Grand Lucayan deal edges step closer

By DENISE MAYCOCK

Tribune Freeport Reporter

dmaycock@tribunemedia.net

ACTING Prime Minister Peter Turnquest has indicated the government is nearer to finalising a Heads of Agreement with new partners in the relaunch of the Grand Lucayan hotel property under a new brand that will revive the island’s tourism sector.

While onboard the Grand Classica cruise ship on Saturday during its inaugural voyage to the island, Mr Turnquest said: “We have some exciting proposals before us that are about to go to final stretch with respect to finalising the HOA, but I would not make news today about that.

“I want you to be assured that the government of the Bahamas is working diligently with new partners to bring that facility back to its full operation in the very, very near future.”

The Grand Classica is the second of two cruise ships operated by Bahamas Paradise Cruise Line, which also operates the Grand Celebration. The combined arrivals from both ships will result in some 400,000 passengers annually to the island.

Mr Turnquest added that he believes what is being planned concerning the Grand Lucayan “is going to bring new excitement to the destination and our tourism product.”

“It will give us the opportunity to expand off of what it is we have in Grand Bahama and to rebrand ourselves as a truly exciting destination, not just tourism destination but a vibrant destination. I look forward to what is to come in that regard because not only will it bring traffic, excitement and energy and entrepreneurial opportunities to Freeport, but it gives us the opportunity to launch other areas of GB that have been neglected.”

In January, Prime Minister Dr Hubert Minnis said the deal for the Grand Lucayan’s sale was “far from completed.” His statement came a month after the government announced a letter of intent had been signed between the owners of the Grand Lucayan hotel strip in Grand Bahama and the Toronto-based Wynn Group.

Commitment

Meanwhile on Saturday, Mr Turnquest, the member of Parliament for East Grand Bahama, commended the Bahamas Paradise Cruise Line for its continued commitment to bringing guests to the island.

“This company has been a partner in GB for many years, and they have delivered quality guests and experiences, and entrepreneurial opportunity for many on the island. The fact is getting to this point today has not been easy.

“We continue to face some challenges that we as government, and they as a company need to address and overcome as we try to facilitate the rebound of GB as a tourism destination.”
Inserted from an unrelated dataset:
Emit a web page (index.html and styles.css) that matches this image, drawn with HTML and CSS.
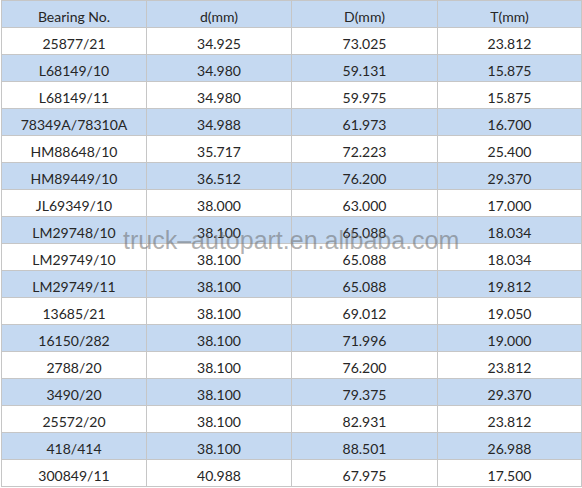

He also said high airport and seaport fees on Grand Bahama must be addressed.

“We have a lot to offer… however, we continue to be faced with the challenge of access and getting people to this island efficiently and cost-effectively at the airport and harbour,” he said.

“This is something we hope that as we go from here with this launch, we will be able to work together with our partners at the Grand Bahama Port Authority, Hutchison Whampoa, and Harbour Company, and government to come up with a strategy that allows us to overcome these difficulties.

“None of us will be successful if we make the barriers to entry so high that it makes it difficult for us to attract the kind of traffic that we want. Our goal ultimately is to get them here, and once we get them here then we have to work collectively on how we can benefit from their presence.”

Mr Turnquest believes it is critical for the island’s leading stakeholders to work with the government to resolve the ongoing issue of high fees that have resulted in low air and sea arrivals.

“We in government would like for you to be our partners and work with us and the community - we have to build what we have together because anyone of us taking the position that we will collect now upfront without looking at the long term will result in certain failure.

“I put that out there for those to hear. We look forward to continued dialogue in this area in order to bring some resolution to ensure that what we started here today will be successful.”

The East Grand Bahama MP said that Bahamas Paradise Cruise brings a “valuable” cruise and stay component that significantly benefits the island.

The Classica will make daily sea arrivals from the US markets as opposed to the Grand Celebration which sails every other day from the port of Palm Beach.

“That is a very important component of our product offering. We know air arrivals are difficult, it is expensive and inconveniencing, but sea arrival allows many the opportunity for enjoyable travel.

“We look forward to what this ship will bring to GB . . . and I want to congratulate and thank BPC for what they are bringing, and what they continue to bring to the island. Unlike the other cruise ships that come for the day…and spend very little on the island, they bring passengers to overnight… and I think it is a very valuable component of our tourism industry.”

Mr Turnquest said what the government is contributing towards the partnership with BPC is miniscule compared to the benefit and the economic return that Grand Bahama will reap from the operation.

He encouraged BPC to make Grand Bahama its home port.

Oneil Khosa, CEO of BPC, said the new ship has a crew of 600 and offers employment onboard to Bahamians.

“We want to bring in a record number of passengers, and we will get there,” he promised.

He said that it was a tremendous task getting the ship ready and here on time. “She came all the way from the Indian Ocean and was out at sea for 45 days before arriving in Freeport on April 9, and we carried passengers on the April 13,” said Mr Khosa.

Some persons and local stakeholders in the tourism industry were invited for a welcome reception, tour and lunch onboard the ship.